● Set task: Each line below should be retyped exactly, with no pictures.

● Data section:
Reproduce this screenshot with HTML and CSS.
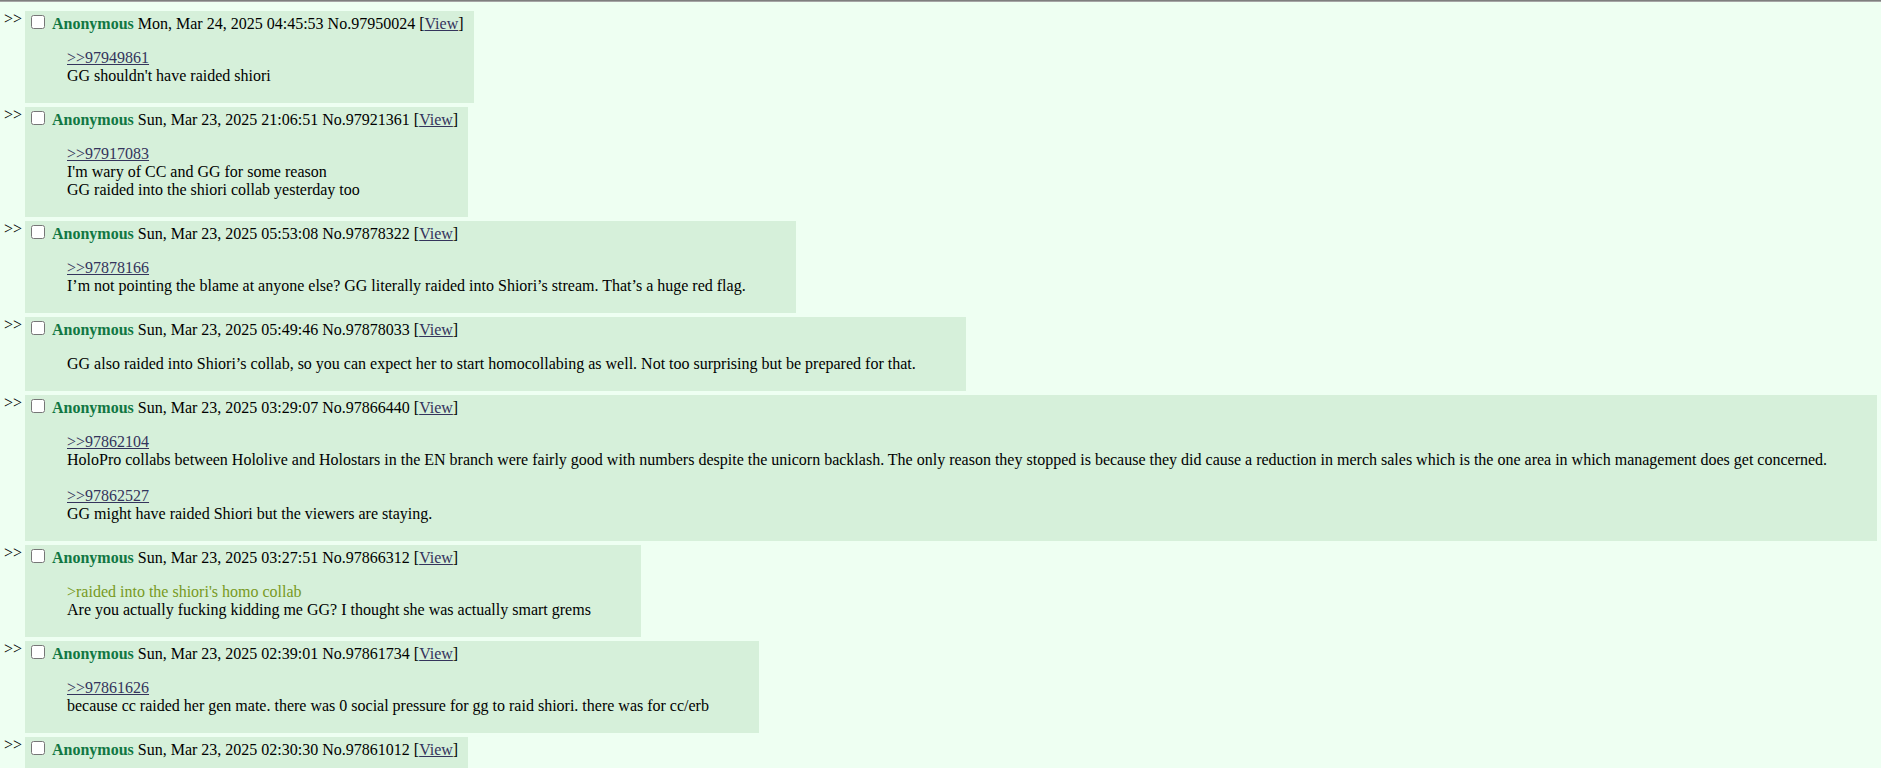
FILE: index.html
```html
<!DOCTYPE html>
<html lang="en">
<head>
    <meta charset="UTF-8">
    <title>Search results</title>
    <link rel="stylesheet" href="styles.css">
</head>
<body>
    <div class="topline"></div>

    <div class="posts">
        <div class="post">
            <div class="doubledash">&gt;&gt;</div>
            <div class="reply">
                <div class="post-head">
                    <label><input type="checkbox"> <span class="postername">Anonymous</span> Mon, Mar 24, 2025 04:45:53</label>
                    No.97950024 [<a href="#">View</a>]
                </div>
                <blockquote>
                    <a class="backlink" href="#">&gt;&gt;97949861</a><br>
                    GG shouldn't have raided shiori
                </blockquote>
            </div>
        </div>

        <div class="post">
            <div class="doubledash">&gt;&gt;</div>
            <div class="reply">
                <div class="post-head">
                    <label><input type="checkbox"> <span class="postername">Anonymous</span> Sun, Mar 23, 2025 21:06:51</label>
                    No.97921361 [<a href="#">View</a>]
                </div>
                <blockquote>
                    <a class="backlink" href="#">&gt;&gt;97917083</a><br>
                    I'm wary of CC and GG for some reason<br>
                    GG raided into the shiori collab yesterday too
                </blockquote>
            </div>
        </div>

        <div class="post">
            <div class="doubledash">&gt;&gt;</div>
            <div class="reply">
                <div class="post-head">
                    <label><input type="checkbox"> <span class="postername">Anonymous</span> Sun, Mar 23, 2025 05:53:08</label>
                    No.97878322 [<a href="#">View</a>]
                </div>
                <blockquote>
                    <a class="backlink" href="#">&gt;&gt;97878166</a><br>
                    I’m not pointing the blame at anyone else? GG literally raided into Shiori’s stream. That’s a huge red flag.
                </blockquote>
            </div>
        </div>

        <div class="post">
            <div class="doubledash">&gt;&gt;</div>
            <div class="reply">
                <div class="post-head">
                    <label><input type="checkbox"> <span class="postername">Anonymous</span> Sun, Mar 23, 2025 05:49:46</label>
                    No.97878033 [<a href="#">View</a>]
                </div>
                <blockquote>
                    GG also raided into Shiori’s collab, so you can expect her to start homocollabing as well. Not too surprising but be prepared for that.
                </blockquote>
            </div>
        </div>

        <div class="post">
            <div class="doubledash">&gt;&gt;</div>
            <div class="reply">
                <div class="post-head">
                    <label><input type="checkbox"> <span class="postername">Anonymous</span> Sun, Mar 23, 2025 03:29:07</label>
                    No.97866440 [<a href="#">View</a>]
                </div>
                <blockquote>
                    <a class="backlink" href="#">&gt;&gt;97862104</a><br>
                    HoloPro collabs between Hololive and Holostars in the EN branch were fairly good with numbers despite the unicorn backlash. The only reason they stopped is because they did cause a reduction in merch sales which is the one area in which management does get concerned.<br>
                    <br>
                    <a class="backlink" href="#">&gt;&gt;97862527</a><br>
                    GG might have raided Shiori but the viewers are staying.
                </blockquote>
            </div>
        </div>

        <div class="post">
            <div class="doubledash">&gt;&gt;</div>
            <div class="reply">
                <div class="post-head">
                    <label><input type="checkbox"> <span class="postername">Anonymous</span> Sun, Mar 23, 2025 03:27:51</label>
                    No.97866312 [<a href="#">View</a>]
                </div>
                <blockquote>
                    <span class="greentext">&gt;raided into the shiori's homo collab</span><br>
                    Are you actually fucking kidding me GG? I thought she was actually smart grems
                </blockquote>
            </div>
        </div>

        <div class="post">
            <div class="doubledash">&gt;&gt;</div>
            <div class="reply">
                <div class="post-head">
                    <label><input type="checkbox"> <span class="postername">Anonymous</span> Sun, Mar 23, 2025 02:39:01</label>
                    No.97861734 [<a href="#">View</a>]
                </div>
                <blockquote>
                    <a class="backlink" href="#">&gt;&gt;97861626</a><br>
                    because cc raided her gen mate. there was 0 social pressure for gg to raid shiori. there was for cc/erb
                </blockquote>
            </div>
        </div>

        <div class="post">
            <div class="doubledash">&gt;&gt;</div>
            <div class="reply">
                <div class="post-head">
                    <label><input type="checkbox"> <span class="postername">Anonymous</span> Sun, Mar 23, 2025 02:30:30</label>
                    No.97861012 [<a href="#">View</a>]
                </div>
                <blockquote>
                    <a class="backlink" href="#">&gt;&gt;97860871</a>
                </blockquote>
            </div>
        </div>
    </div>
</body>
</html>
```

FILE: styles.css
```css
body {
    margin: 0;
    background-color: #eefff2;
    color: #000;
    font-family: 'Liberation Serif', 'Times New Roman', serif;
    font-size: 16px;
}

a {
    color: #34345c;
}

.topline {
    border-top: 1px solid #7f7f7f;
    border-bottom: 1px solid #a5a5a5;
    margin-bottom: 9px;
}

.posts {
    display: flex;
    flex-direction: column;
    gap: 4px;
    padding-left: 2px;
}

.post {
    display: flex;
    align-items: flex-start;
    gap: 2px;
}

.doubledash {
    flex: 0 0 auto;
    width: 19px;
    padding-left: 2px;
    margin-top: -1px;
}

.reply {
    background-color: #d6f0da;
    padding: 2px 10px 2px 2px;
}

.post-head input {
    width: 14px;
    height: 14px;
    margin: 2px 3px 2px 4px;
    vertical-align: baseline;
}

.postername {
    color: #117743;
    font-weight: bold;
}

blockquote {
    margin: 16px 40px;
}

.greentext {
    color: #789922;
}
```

● Problem solution:
Reproduce this screenshot with HTML and CSS.
FILE: index.html
```html
<!DOCTYPE html>
<html lang="en">
<head>
    <meta charset="UTF-8">
    <title>Search results</title>
    <link rel="stylesheet" href="styles.css">
</head>
<body>
    <div class="topline"></div>

    <div class="posts">
        <div class="post">
            <div class="doubledash">&gt;&gt;</div>
            <div class="reply">
                <div class="post-head">
                    <label><input type="checkbox"> <span class="postername">Anonymous</span> Mon, Mar 24, 2025 04:45:53</label>
                    No.97950024 [<a href="#">View</a>]
                </div>
                <blockquote>
                    <a class="backlink" href="#">&gt;&gt;97949861</a><br>
                    GG shouldn't have raided shiori
                </blockquote>
            </div>
        </div>

        <div class="post">
            <div class="doubledash">&gt;&gt;</div>
            <div class="reply">
                <div class="post-head">
                    <label><input type="checkbox"> <span class="postername">Anonymous</span> Sun, Mar 23, 2025 21:06:51</label>
                    No.97921361 [<a href="#">View</a>]
                </div>
                <blockquote>
                    <a class="backlink" href="#">&gt;&gt;97917083</a><br>
                    I'm wary of CC and GG for some reason<br>
                    GG raided into the shiori collab yesterday too
                </blockquote>
            </div>
        </div>

        <div class="post">
            <div class="doubledash">&gt;&gt;</div>
            <div class="reply">
                <div class="post-head">
                    <label><input type="checkbox"> <span class="postername">Anonymous</span> Sun, Mar 23, 2025 05:53:08</label>
                    No.97878322 [<a href="#">View</a>]
                </div>
                <blockquote>
                    <a class="backlink" href="#">&gt;&gt;97878166</a><br>
                    I’m not pointing the blame at anyone else? GG literally raided into Shiori’s stream. That’s a huge red flag.
                </blockquote>
            </div>
        </div>

        <div class="post">
            <div class="doubledash">&gt;&gt;</div>
            <div class="reply">
                <div class="post-head">
                    <label><input type="checkbox"> <span class="postername">Anonymous</span> Sun, Mar 23, 2025 05:49:46</label>
                    No.97878033 [<a href="#">View</a>]
                </div>
                <blockquote>
                    GG also raided into Shiori’s collab, so you can expect her to start homocollabing as well. Not too surprising but be prepared for that.
                </blockquote>
            </div>
        </div>

        <div class="post">
            <div class="doubledash">&gt;&gt;</div>
            <div class="reply">
                <div class="post-head">
                    <label><input type="checkbox"> <span class="postername">Anonymous</span> Sun, Mar 23, 2025 03:29:07</label>
                    No.97866440 [<a href="#">View</a>]
                </div>
                <blockquote>
                    <a class="backlink" href="#">&gt;&gt;97862104</a><br>
                    HoloPro collabs between Hololive and Holostars in the EN branch were fairly good with numbers despite the unicorn backlash. The only reason they stopped is because they did cause a reduction in merch sales which is the one area in which management does get concerned.<br>
                    <br>
                    <a class="backlink" href="#">&gt;&gt;97862527</a><br>
                    GG might have raided Shiori but the viewers are staying.
                </blockquote>
            </div>
        </div>

        <div class="post">
            <div class="doubledash">&gt;&gt;</div>
            <div class="reply">
                <div class="post-head">
                    <label><input type="checkbox"> <span class="postername">Anonymous</span> Sun, Mar 23, 2025 03:27:51</label>
                    No.97866312 [<a href="#">View</a>]
                </div>
                <blockquote>
                    <span class="greentext">&gt;raided into the shiori's homo collab</span><br>
                    Are you actually fucking kidding me GG? I thought she was actually smart grems
                </blockquote>
            </div>
        </div>

        <div class="post">
            <div class="doubledash">&gt;&gt;</div>
            <div class="reply">
                <div class="post-head">
                    <label><input type="checkbox"> <span class="postername">Anonymous</span> Sun, Mar 23, 2025 02:39:01</label>
                    No.97861734 [<a href="#">View</a>]
                </div>
                <blockquote>
                    <a class="backlink" href="#">&gt;&gt;97861626</a><br>
                    because cc raided her gen mate. there was 0 social pressure for gg to raid shiori. there was for cc/erb
                </blockquote>
            </div>
        </div>

        <div class="post">
            <div class="doubledash">&gt;&gt;</div>
            <div class="reply">
                <div class="post-head">
                    <label><input type="checkbox"> <span class="postername">Anonymous</span> Sun, Mar 23, 2025 02:30:30</label>
                    No.97861012 [<a href="#">View</a>]
                </div>
                <blockquote>
                    <a class="backlink" href="#">&gt;&gt;97860871</a>
                </blockquote>
            </div>
        </div>
    </div>
</body>
</html>
```

FILE: styles.css
```css
body {
    margin: 0;
    background-color: #eefff2;
    color: #000;
    font-family: 'Liberation Serif', 'Times New Roman', serif;
    font-size: 16px;
}

a {
    color: #34345c;
}

.topline {
    border-top: 1px solid #7f7f7f;
    border-bottom: 1px solid #a5a5a5;
    margin-bottom: 9px;
}

.posts {
    display: flex;
    flex-direction: column;
    gap: 4px;
    padding-left: 2px;
}

.post {
    display: flex;
    align-items: flex-start;
    gap: 2px;
}

.doubledash {
    flex: 0 0 auto;
    width: 19px;
    padding-left: 2px;
    margin-top: -1px;
}

.reply {
    background-color: #d6f0da;
    padding: 2px 10px 2px 2px;
}

.post-head input {
    width: 14px;
    height: 14px;
    margin: 2px 3px 2px 4px;
    vertical-align: baseline;
}

.postername {
    color: #117743;
    font-weight: bold;
}

blockquote {
    margin: 16px 40px;
}

.greentext {
    color: #789922;
}
```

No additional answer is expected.